Quem chega a Paraty entusiasmado com a literatura e passa o dia na área onde se realiza aquele que é o mais importante festival literário do Brasil, percebe que Paraty é uma cidade de contrastes mas não se apercebe de toda esta violência. Embora este ano houvesse um carro da polícia em cada esquina, muito mais do que nas últimas edições (foi montado um esquema de segurança sem precedentes pela Polícia Militar). Quem ainda está na cidade no dia seguinte ao encerramento da FLIP, sabe do vaivém barulhento de aeronaves que partem do aeroporto que divide a Paraty rica da pobre e transportam quem veio ao festival de avião particular. Mas é preciso estar três meses em Paraty e sair da área da pousada - como esteve Ronaldo Bressane numa residência literária - para descrever, como ele descreve, o condomínio Laranjeiras, que tem 150 casas desocupadas o ano inteiro menos uma. Os proprietários só as usam um mês por ano ou quando vêm à FLIP, andar no meio da lama e da chuva como aconteceu este ano, com as suas carteiras e roupas de marcas de luxo.

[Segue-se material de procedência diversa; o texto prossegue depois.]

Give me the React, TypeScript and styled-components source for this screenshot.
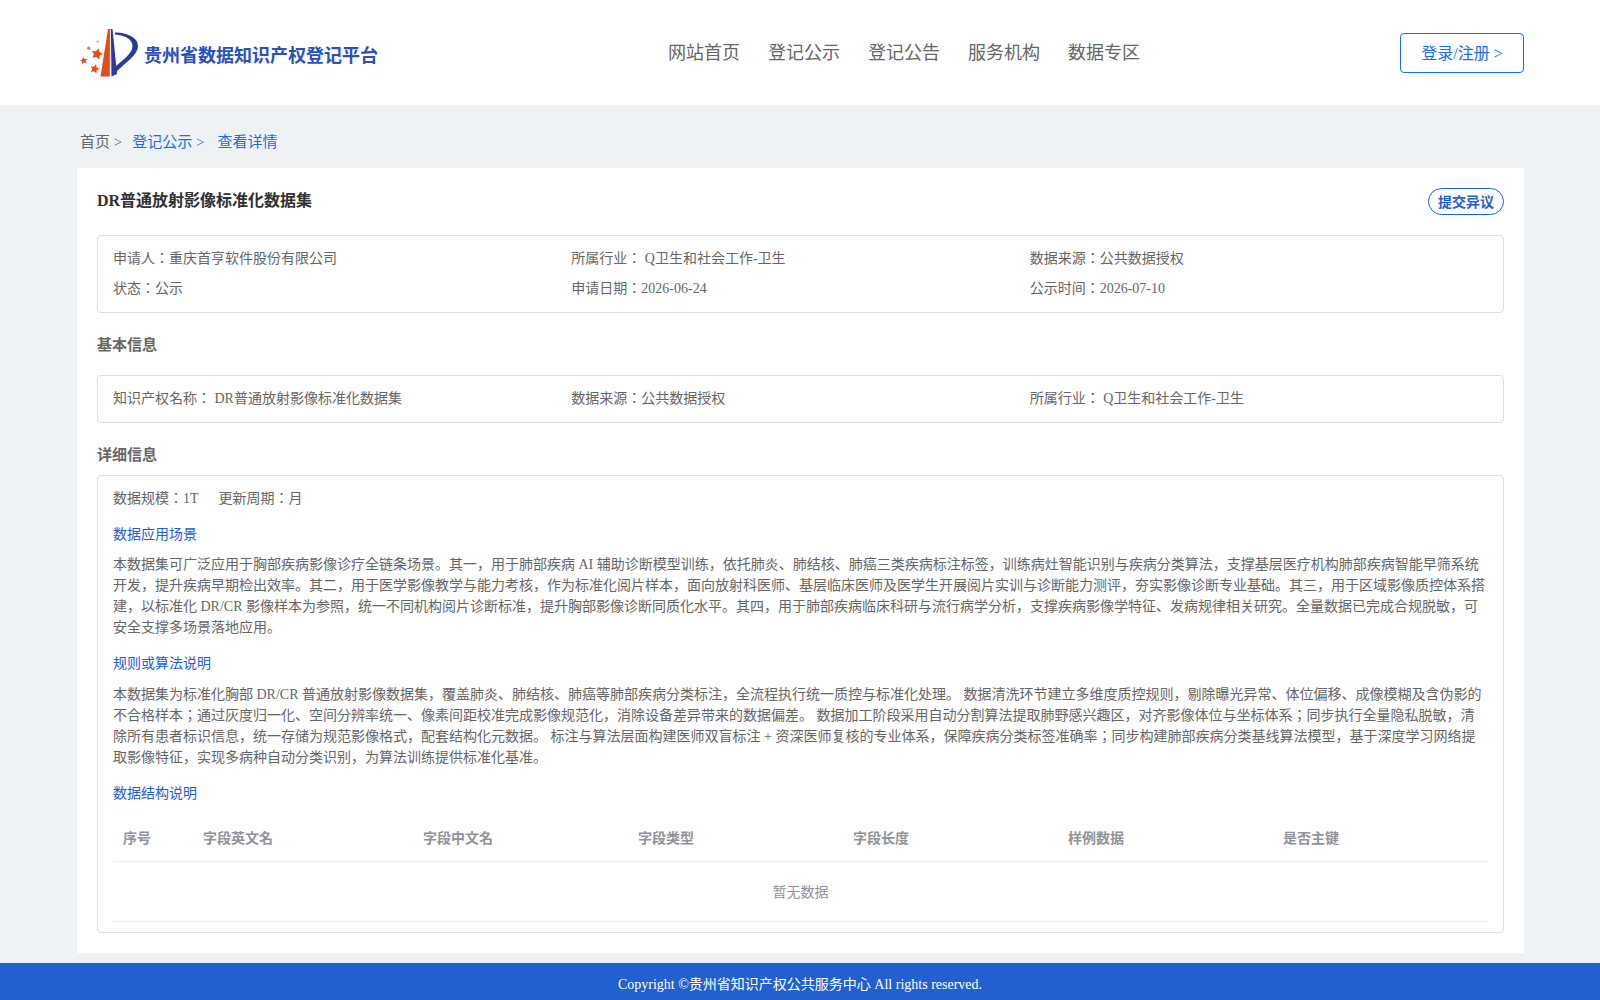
import styled, { createGlobalStyle } from "styled-components";

const GlobalStyle = createGlobalStyle`
  html, body {
    margin: 0;
    padding: 0;
    background: #eff2f5;
    font-family: "Liberation Serif", "Noto Sans CJK JP", serif;
  }
  * {
    box-sizing: border-box;
  }
`;

const Page = styled.div`
  height: 1000px;
  display: flex;
  flex-direction: column;
  overflow: hidden;
`;

const Header = styled.header`
  height: 105px;
  flex: none;
  background: #fff;
  padding: 0 76px;
  display: flex;
  align-items: flex-start;
`;

const Brand = styled.div`
  width: 484px;
  height: 105px;
  display: flex;
  align-items: center;
`;

const BrandName = styled.span`
  margin-left: 2px;
  margin-top: 2px;
  font-size: 18px;
  font-weight: 700;
  color: #2a50bc;
  white-space: nowrap;
`;

const Nav = styled.nav`
  display: flex;
  gap: 28px;
  margin-left: 108px;
  padding-top: 40px;
`;

const NavLink = styled.a`
  font-size: 18px;
  line-height: 26px;
  color: #666;
`;

const LoginButton = styled.button`
  margin-left: auto;
  margin-top: 33px;
  width: 124px;
  height: 40px;
  padding: 0 0 2px;
  border: 1px solid #1a6fe8;
  border-radius: 4px;
  background: #fff;
  color: #1a6fe8;
  font: inherit;
  font-size: 16px;
`;

const Main = styled.main`
  flex: 1;
  min-height: 0;
  padding: 0 76px 10px 77px;
  display: flex;
  flex-direction: column;
`;

const Crumbs = styled.div`
  height: 63px;
  flex: none;
  padding: 29px 0 0 3px;
  font-size: 15px;
  line-height: 16px;
  display: flex;
`;

const Crumb = styled.span<{ $active?: boolean; $gap: number }>`
  color: ${(p) => (p.$active ? "#1a6fe8" : "#666")};
  margin-right: ${(p) => p.$gap}px;
`;

const Card = styled.section`
  flex: 1;
  min-height: 0;
  background: #fff;
  padding: 20px;
  display: flex;
  flex-direction: column;
`;

const TitleRow = styled.div`
  height: 47px;
  flex: none;
  display: flex;
  justify-content: space-between;
  align-items: flex-start;
`;

const Title = styled.h1`
  margin: 0;
  font-size: 16px;
  line-height: 26px;
  font-weight: 700;
  color: #303133;
`;

const DisputeButton = styled.button`
  width: 76px;
  height: 27px;
  padding: 0 0 2px;
  border: 1px solid #2360cf;
  border-radius: 14px;
  background: #fff;
  color: #2360cf;
  font: inherit;
  font-size: 14px;
  font-weight: 700;
`;

const InfoBox = styled.div`
  flex: none;
  border: 1px solid #dcdfe6;
  border-radius: 4px;
  padding: 8px 15px;
  display: grid;
  grid-template-columns: repeat(3, 1fr);
  color: #666;
  font-size: 14px;
  line-height: 30px;
`;

const SectionTitle = styled.h2<{ $gap: number }>`
  flex: none;
  margin: 22px 0 ${(p) => p.$gap}px;
  font-size: 15px;
  line-height: 20px;
  font-weight: 700;
  color: #666;
`;

const DetailBox = styled.div`
  flex: 1;
  min-height: 0;
  border: 1px solid #dcdfe6;
  border-radius: 4px;
  padding: 11px 15px 10px;
  color: #666;
  font-size: 14px;
`;

const Scale = styled.div`
  display: flex;
  gap: 20px;
  line-height: 23px;
`;

const SubHeading = styled.div<{ $top: number }>`
  color: #2360cf;
  line-height: 20px;
  margin-top: ${(p) => p.$top}px;
`;

const Paragraph = styled.p<{ $top: number }>`
  margin: ${(p) => p.$top}px 0 0;
  line-height: 21px;
`;

const FieldTable = styled.table`
  width: 100%;
  border-collapse: collapse;
  table-layout: fixed;
  margin-top: 9px;
`;

const HeadCell = styled.th<{ $width: number }>`
  width: ${(p) => p.$width}px;
  height: 48px;
  padding: 0 10px;
  text-align: left;
  font-size: 14px;
  font-weight: 700;
  color: #909399;
  border-bottom: 1px solid #ebeef5;
`;

const EmptyCell = styled.td`
  height: 60px;
  text-align: center;
  color: #909399;
  border-bottom: 1px solid #ebeef5;
`;

const Footer = styled.footer`
  height: 37px;
  flex: none;
  background: #2360cf;
  color: #fff;
  font-size: 14px;
  line-height: 44px;
  text-align: center;
`;

const starPoints = (cx: number, cy: number, r: number, tilt: number) =>
  Array.from({ length: 10 }, (_, i) => {
    const radius = i % 2 === 0 ? r : r * 0.5;
    const angle = ((i * 36 - 90 + tilt) * Math.PI) / 180;
    return `${(cx + radius * Math.cos(angle)).toFixed(2)},${(cy + radius * Math.sin(angle)).toFixed(2)}`;
  }).join(" ");

function Logo() {
  return (
    <svg width="66" height="56" viewBox="0 0 66 56" aria-hidden="true">
      <path d="M24.500 51.500 L32 4 L34 4 L33.800 51.500 Z" fill="#e8491d" />
      <path d="M34.800 4 L36.500 4 L41 49 L35.500 51.500 Z" fill="#2a3a9c" />
      <path
        d="M39 7.500 C52 7.500 62 13 62 21 C62 30 50 37 40 47 L39 42 C46 35 56.500 29 56.500 21 C56.500 14 49 10.500 39 9.500 Z"
        fill="#2a3a9c"
      />
      <polygon points={starPoints(21, 29, 6, 15)} fill="#e8491d" />
      <polygon points={starPoints(7.700, 35.700, 3.800, -10)} fill="#e8491d" />
      <polygon points={starPoints(18.700, 44, 4.800, 15)} fill="#e8491d" />
      <circle cx="12.700" cy="23.300" r="1.700" fill="#ee7a55" />
      <circle cx="21.700" cy="16.700" r="1.100" fill="#f0977c" />
    </svg>
  );
}

const COLUMNS: [string, number][] = [
  ["序号", 80],
  ["字段英文名", 220],
  ["字段中文名", 215],
  ["字段类型", 215],
  ["字段长度", 215],
  ["样例数据", 215],
  ["是否主键", 215],
];

export default function App() {
  return (
    <Page>
      <GlobalStyle />
      <Header>
        <Brand>
          <Logo />
          <BrandName>贵州省数据知识产权登记平台</BrandName>
        </Brand>
        <Nav>
          {["网站首页", "登记公示", "登记公告", "服务机构", "数据专区"].map((item) => (
            <NavLink key={item}>{item}</NavLink>
          ))}
        </Nav>
        <LoginButton>登录/注册 &gt;</LoginButton>
      </Header>
      <Main>
        <Crumbs>
          <Crumb $gap={10}>首页 &gt;</Crumb>
          <Crumb $active $gap={13}>登记公示 &gt;</Crumb>
          <Crumb $active $gap={0}>查看详情</Crumb>
        </Crumbs>
        <Card>
          <TitleRow>
            <Title>DR普通放射影像标准化数据集</Title>
            <DisputeButton>提交异议</DisputeButton>
          </TitleRow>
          <InfoBox>
            <div>申请人：重庆首亨软件股份有限公司</div>
            <div>所属行业： Q卫生和社会工作-卫生</div>
            <div>数据来源：公共数据授权</div>
            <div>状态：公示</div>
            <div>申请日期：2026-06-24</div>
            <div>公示时间：2026-07-10</div>
          </InfoBox>
          <SectionTitle $gap={20}>基本信息</SectionTitle>
          <InfoBox>
            <div>知识产权名称： DR普通放射影像标准化数据集</div>
            <div>数据来源：公共数据授权</div>
            <div>所属行业： Q卫生和社会工作-卫生</div>
          </InfoBox>
          <SectionTitle $gap={10}>详细信息</SectionTitle>
          <DetailBox>
            <Scale>
              <span>数据规模：1T</span>
              <span>更新周期：月</span>
            </Scale>
            <SubHeading $top={15}>数据应用场景</SubHeading>
            <Paragraph $top={9}>
              本数据集可广泛应用于胸部疾病影像诊疗全链条场景。其一，用于肺部疾病 AI 辅助诊断模型训练，依托肺炎、肺结核、肺癌三类疾病标注标签，训练病灶智能识别与疾病分类算法，支撑基层医疗机构肺部疾病智能早筛系统开发，提升疾病早期检出效率。其二，用于医学影像教学与能力考核，作为标准化阅片样本，面向放射科医师、基层临床医师及医学生开展阅片实训与诊断能力测评，夯实影像诊断专业基础。其三，用于区域影像质控体系搭建，以标准化 DR/CR 影像样本为参照，统一不同机构阅片诊断标准，提升胸部影像诊断同质化水平。其四，用于肺部疾病临床科研与流行病学分析，支撑疾病影像学特征、发病规律相关研究。全量数据已完成合规脱敏，可安全支撑多场景落地应用。
            </Paragraph>
            <SubHeading $top={16}>规则或算法说明</SubHeading>
            <Paragraph $top={10}>
              本数据集为标准化胸部 DR/CR 普通放射影像数据集，覆盖肺炎、肺结核、肺癌等肺部疾病分类标注，全流程执行统一质控与标准化处理。 数据清洗环节建立多维度质控规则，剔除曝光异常、体位偏移、成像模糊及含伪影的不合格样本；通过灰度归一化、空间分辨率统一、像素间距校准完成影像规范化，消除设备差异带来的数据偏差。 数据加工阶段采用自动分割算法提取肺野感兴趣区，对齐影像体位与坐标体系；同步执行全量隐私脱敏，清除所有患者标识信息，统一存储为规范影像格式，配套结构化元数据。 标注与算法层面构建医师双盲标注 + 资深医师复核的专业体系，保障疾病分类标签准确率；同步构建肺部疾病分类基线算法模型，基于深度学习网络提取影像特征，实现多病种自动分类识别，为算法训练提供标准化基准。
            </Paragraph>
            <SubHeading $top={16}>数据结构说明</SubHeading>
            <FieldTable>
              <thead>
                <tr>
                  {COLUMNS.map(([name, width]) => (
                    <HeadCell key={name} $width={width}>{name}</HeadCell>
                  ))}
                </tr>
              </thead>
              <tbody>
                <tr>
                  <EmptyCell colSpan={COLUMNS.length}>暂无数据</EmptyCell>
                </tr>
              </tbody>
            </FieldTable>
          </DetailBox>
        </Card>
      </Main>
      <Footer>Copyright ©贵州省知识产权公共服务中心 All rights reserved.</Footer>
    </Page>
  );
}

“O condomínio é um dos mais luxuosos do Brasil e conta com lagos belíssimos, marina onde se ancoram cerca de 50 embarcações e carrinhos de golfe para levar os seus habitantes para lá e para cá. Banqueiros, políticos, fazendeiros, empresários, proprietários de empresas de media e artistas são donos, mas usufruem das suas casas — a maioria de arquitectura neoclássica, imponente e ruim — por apenas um mês ao ano. O lugar é ‘habitado’ sobretudo por funcionários”, escreve Bressane, que lembra também que “é possível observar nas ruas do centro histórico turistas do Brasil e do mundo consumirem maconha e cocaína quase sempre compradas em Ilha das Cobras ou Mangueira, bairros nos quais, no entanto, a droga favorita é o crack — como de resto em todas as periferias do espoliado litoral brasileiro —, bem como na Vila Oratório, onde residem muitos funcionários do condomínio Laranjeiras.”

Foi a este lugar que Roberto Saviano não veio. Onde os jornalistas Ioan Grillo e Diego Osorno, que o substituíram, vieram falar de legalização das drogas e da falência do actual modelo de combate ao tráfico e pareceram esperançados com a Assembleia-Geral da ONU, que em Abril do próximo ano vai discutir a descriminalização da canábis e da cocaína, tendo estado a ajudar a equipa de especialistas que está a analisar os modelos adoptados por Portugal, pela Holanda e pelo Uruguai. “Vivemos numa época histórica. O debate transformou-se massivamente. Para a maior parte dos políticos, era impossível falar em legalização há quatro ou cinco anos”, lembrou Ioan Grillo no palco da Tenda dos Autores.

E Diego Osorno recordou Saviano, explicando que já não vivemos na era de O Padrinho retratado nos filmes de Francis Ford Coppola: “Não há romantismo, O Padrinho acabou, deixou de existir. Hoje a máfia é economia e capitalismo puro. É uma empresa mergulhada nas dinâmicas onde opera”, concluiu.